When investigating variable importance, two techniques come to mind as versatile and broadly applicable: random forests and multi-linear regressions. Both have yielded impressive results in chemistry and other field; however, for HiTEA we chose to utilize random forests4,16,25,26. Unlike multi-linear regression, random forests do not stipulate that one’s data must be linear, and thus obviate the need for linearization (and ideally normalization). Given the non-linearity of the data, we hypothesized that random forests would yield more accurate variable importances. In general, moderate-to-good out of bag accuracy of reaction outcome from a random forest with standard hyperparameters was observed (Supplementary Table 1), with some noted exceptions (taking dataset to HiTEA sections), correlating with poorer mechanistic insights of the reaction class overall. To assess the confidence of the variable importance, ANOVA was performed on each dataset subclass with statistical significance of the variables set at P = 0.05.

What are the best- and worst-in-class reagents?

It is known that there are privileged reagents that perform well across the board for a multitude of reactions, and there are those whose utility is narrow. Identifying the best- and worst-in-class reagents is therefore key to understanding a reactome. However, detangling the impact of a reagent from the inherent reactivity of the reactant(s) is challenging. We chose to compare relative yields that had been normalized through Z-scores, a technique that has shown promise in analysis of HTE data17,27. Notably, this framework allows for other target reaction outcomes to be used such as diastereoselectivity/enantioselectivity. ANOVA on the normalized target reaction outcome reveals the broad variables (solvent, base, catalyst system and temperature, and so on) that are statistically relevant for that reaction outcome17,18,19. Tukey’s honest significant difference test is then used to identify the outliers in each statistically significant variable, which are then ranked by average Z-score to provide the best- and worst-in-class reagents20.

How do the reagents populate the chemical space?

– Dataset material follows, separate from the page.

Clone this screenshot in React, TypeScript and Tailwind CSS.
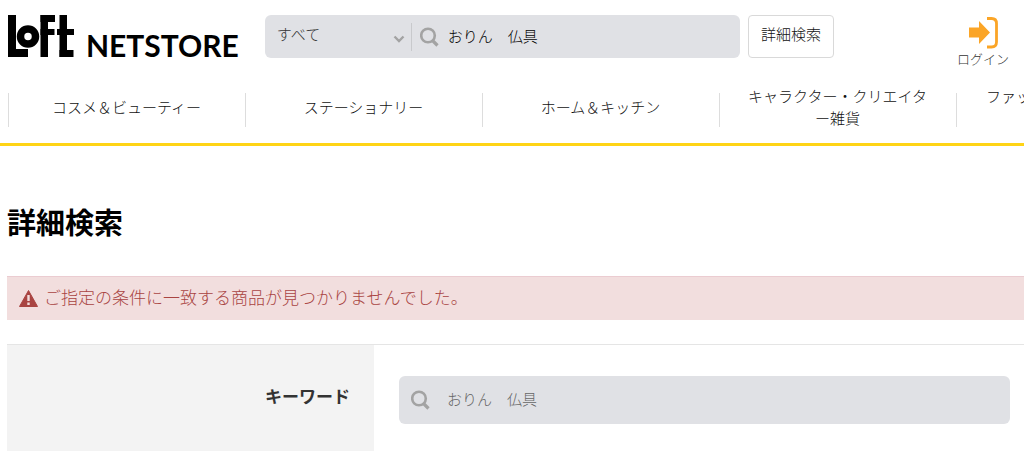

A visualization of the best- and worst-in-class reagents is useful to contextualize the scope of the dataset and therefore the extent of the reactome. The selection bias of reagents and clustering of high and low performing reagents can be easily interpreted. While numerous techniques for dimensionality reduction and visualization of high-dimensional space are known, we chose to use PCA as its utility has been widely documented and numerous reliable user-friendly implementations exist28,29. Additionally, PCA is more interpretable than uniform manifold approximation and projection or t-distributed stochastic neighbour embedding, whose non-linearity necessitate warping the high-dimensional shape of the data during projection; the xy axes of projection lose the easy interpretability of highest variance (x axis)/second highest variance (y axis) that is fundamental to PCA30,31.

Taking the dataset to HiTEA

To test HiTEA, four distinct reactomes were chosen to be explored. These reactomes were widely used reaction classes: Buchwald–Hartwig couplings, Ullmann couplings, heterogeneous hydrogenations and homogeneous hydrogenations (Fig. 1b). From the generated reactomes, careful analysis of HiTEA’s variable importances, statistically relevant best-/worst-in-class bases and catalysts, and ligand distribution was performed, concluding with tailored recommendations for further exploration. This analysis was also performed on temporally segregated data and data with their 0% yielding reactions removed, to mimic a dataset that would be more likely found in literature sources. Generally, temporal analysis appeared to be better correlated with the series of individual substrates screened over time than the evolving screen designs themselves. Despite the noticeable drift in best and worst reagents over time, we believe that inclusion of older data points may be beneficial. First, it typically expands the substrate space investigated, which is beneficial when investigating a reaction class overall. It also allows HiTEA and the user to more clearly distinguish the highly versatile reagents, which can be observed as those that were excellent performers over the entire course of their usage. The removal of 0% yielding reactions lead to a far poorer understanding of the reaction class overall (Supplementary Figs. 18). The disappearance of the worst-in-class reagents and catalysts was expected; however, best-in-class conditions also disappeared. This result highlighted the value of 0% and lower-yielding data in the disclosure of all datasets.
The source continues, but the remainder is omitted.